[Exercise directions]
Look through the listing and locate every line containing the word "with"; copy those lines.

[Provided records]
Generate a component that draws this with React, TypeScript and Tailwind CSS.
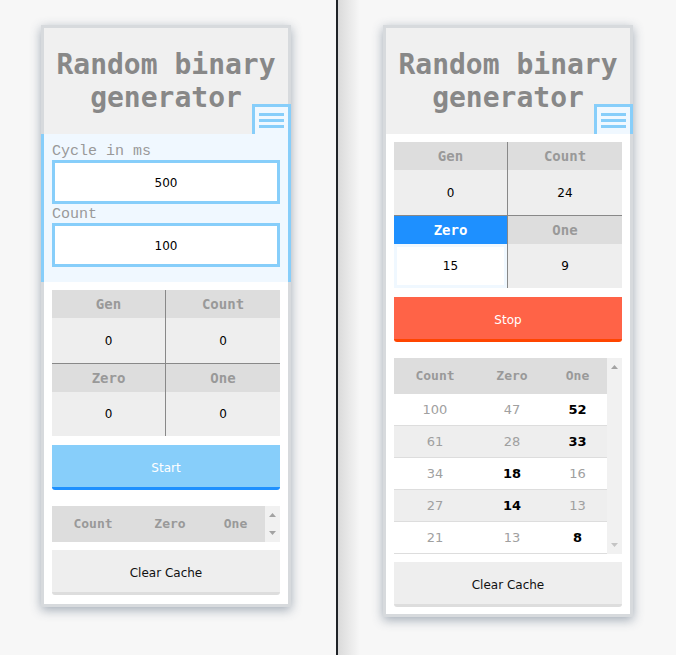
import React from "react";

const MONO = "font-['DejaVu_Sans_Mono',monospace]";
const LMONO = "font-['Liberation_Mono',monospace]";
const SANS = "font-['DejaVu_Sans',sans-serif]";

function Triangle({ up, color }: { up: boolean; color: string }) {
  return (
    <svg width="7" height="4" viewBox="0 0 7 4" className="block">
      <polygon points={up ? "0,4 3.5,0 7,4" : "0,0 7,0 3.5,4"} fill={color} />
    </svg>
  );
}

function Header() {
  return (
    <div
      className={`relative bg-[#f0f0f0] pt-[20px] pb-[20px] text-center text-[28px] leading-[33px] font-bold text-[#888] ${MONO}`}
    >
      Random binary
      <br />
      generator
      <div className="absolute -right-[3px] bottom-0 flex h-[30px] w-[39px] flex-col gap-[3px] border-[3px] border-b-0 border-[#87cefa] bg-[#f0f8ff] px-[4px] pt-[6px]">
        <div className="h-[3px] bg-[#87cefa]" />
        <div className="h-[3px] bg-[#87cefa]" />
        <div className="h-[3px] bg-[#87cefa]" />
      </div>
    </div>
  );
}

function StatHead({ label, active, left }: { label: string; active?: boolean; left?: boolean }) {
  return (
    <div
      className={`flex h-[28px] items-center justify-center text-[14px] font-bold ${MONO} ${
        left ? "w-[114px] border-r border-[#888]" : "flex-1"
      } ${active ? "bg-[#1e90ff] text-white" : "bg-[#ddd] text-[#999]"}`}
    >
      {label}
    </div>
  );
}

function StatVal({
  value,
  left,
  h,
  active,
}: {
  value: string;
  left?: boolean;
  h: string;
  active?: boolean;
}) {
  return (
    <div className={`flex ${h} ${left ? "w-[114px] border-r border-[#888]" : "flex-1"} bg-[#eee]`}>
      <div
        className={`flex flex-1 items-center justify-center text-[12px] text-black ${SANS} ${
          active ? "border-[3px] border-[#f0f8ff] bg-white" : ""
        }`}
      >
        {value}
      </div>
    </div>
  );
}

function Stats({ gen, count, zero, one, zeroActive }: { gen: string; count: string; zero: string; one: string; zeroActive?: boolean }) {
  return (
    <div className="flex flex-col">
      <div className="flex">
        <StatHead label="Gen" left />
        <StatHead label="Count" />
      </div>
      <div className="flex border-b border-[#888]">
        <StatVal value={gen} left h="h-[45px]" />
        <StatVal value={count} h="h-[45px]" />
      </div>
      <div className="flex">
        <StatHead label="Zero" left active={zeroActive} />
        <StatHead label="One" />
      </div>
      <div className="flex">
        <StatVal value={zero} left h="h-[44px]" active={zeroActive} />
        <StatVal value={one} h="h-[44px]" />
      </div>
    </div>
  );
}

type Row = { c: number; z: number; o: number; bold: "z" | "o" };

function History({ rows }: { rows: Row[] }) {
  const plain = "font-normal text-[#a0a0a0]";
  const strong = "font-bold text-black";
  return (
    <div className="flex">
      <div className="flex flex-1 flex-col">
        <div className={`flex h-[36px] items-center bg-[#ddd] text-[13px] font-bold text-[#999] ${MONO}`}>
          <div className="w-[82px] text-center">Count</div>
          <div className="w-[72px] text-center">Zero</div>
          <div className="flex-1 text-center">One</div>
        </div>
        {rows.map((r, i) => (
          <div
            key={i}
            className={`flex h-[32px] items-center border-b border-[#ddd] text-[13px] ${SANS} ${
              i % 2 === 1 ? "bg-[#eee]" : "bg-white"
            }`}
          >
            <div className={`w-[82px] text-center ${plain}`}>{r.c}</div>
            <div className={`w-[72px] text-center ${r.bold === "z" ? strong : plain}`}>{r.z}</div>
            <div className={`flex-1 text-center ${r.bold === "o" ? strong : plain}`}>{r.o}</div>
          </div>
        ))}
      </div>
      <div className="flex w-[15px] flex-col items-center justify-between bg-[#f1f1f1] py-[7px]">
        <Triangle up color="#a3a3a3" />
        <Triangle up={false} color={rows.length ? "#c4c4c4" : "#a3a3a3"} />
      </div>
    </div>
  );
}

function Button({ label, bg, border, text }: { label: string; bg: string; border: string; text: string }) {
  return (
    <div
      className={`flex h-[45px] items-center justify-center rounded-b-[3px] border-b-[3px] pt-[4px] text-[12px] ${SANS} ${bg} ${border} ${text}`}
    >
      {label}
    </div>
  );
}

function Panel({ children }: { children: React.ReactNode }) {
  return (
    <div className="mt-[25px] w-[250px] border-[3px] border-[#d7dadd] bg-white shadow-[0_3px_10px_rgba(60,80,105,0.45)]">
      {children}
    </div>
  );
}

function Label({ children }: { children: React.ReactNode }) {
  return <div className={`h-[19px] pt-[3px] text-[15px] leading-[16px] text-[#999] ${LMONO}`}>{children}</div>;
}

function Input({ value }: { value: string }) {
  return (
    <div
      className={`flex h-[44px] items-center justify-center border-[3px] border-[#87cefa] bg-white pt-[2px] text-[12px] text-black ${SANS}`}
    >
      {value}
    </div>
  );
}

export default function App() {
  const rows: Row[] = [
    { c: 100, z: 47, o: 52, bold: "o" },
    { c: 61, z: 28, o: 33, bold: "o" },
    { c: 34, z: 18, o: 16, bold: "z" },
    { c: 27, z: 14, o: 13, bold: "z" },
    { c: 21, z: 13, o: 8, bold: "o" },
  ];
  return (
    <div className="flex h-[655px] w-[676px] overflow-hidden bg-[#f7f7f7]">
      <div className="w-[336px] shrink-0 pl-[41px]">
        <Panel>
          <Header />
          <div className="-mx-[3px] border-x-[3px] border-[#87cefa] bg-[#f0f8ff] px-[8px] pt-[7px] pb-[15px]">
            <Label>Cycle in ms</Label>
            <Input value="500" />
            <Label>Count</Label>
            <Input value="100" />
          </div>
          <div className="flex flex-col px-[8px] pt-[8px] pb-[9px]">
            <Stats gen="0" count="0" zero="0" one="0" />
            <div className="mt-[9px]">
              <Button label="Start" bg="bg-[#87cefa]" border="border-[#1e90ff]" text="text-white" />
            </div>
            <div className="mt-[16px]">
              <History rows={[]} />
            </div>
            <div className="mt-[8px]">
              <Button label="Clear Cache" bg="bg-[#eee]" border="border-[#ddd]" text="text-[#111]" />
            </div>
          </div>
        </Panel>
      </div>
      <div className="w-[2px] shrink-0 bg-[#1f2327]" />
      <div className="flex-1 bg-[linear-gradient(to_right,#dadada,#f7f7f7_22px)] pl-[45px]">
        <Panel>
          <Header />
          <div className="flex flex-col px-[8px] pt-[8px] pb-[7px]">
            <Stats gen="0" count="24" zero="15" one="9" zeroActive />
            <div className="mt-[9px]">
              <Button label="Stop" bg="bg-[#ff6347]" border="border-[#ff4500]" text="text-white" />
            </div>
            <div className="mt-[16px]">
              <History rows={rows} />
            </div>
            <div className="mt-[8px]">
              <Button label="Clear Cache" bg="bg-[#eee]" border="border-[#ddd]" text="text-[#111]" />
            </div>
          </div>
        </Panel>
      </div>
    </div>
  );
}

...

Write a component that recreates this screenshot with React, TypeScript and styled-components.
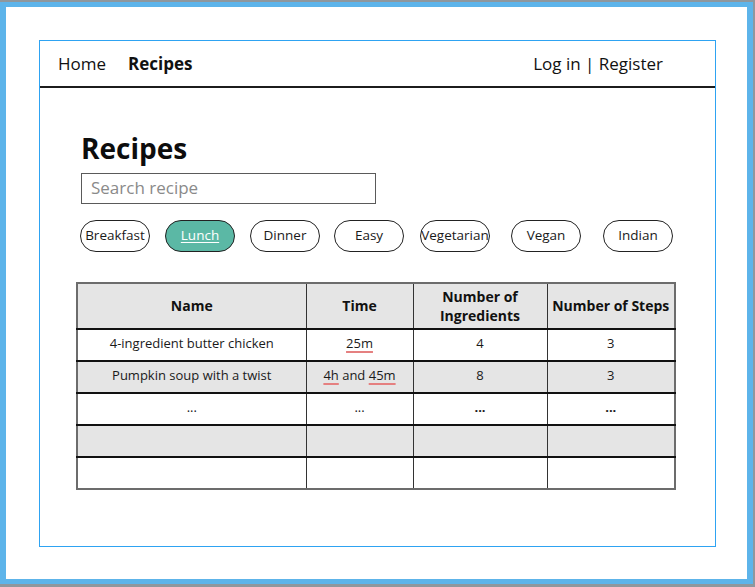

[Solution to this exercise]
Generate a component that draws this with React, TypeScript and Tailwind CSS.
Write a component that recreates this screenshot with React, TypeScript and styled-components.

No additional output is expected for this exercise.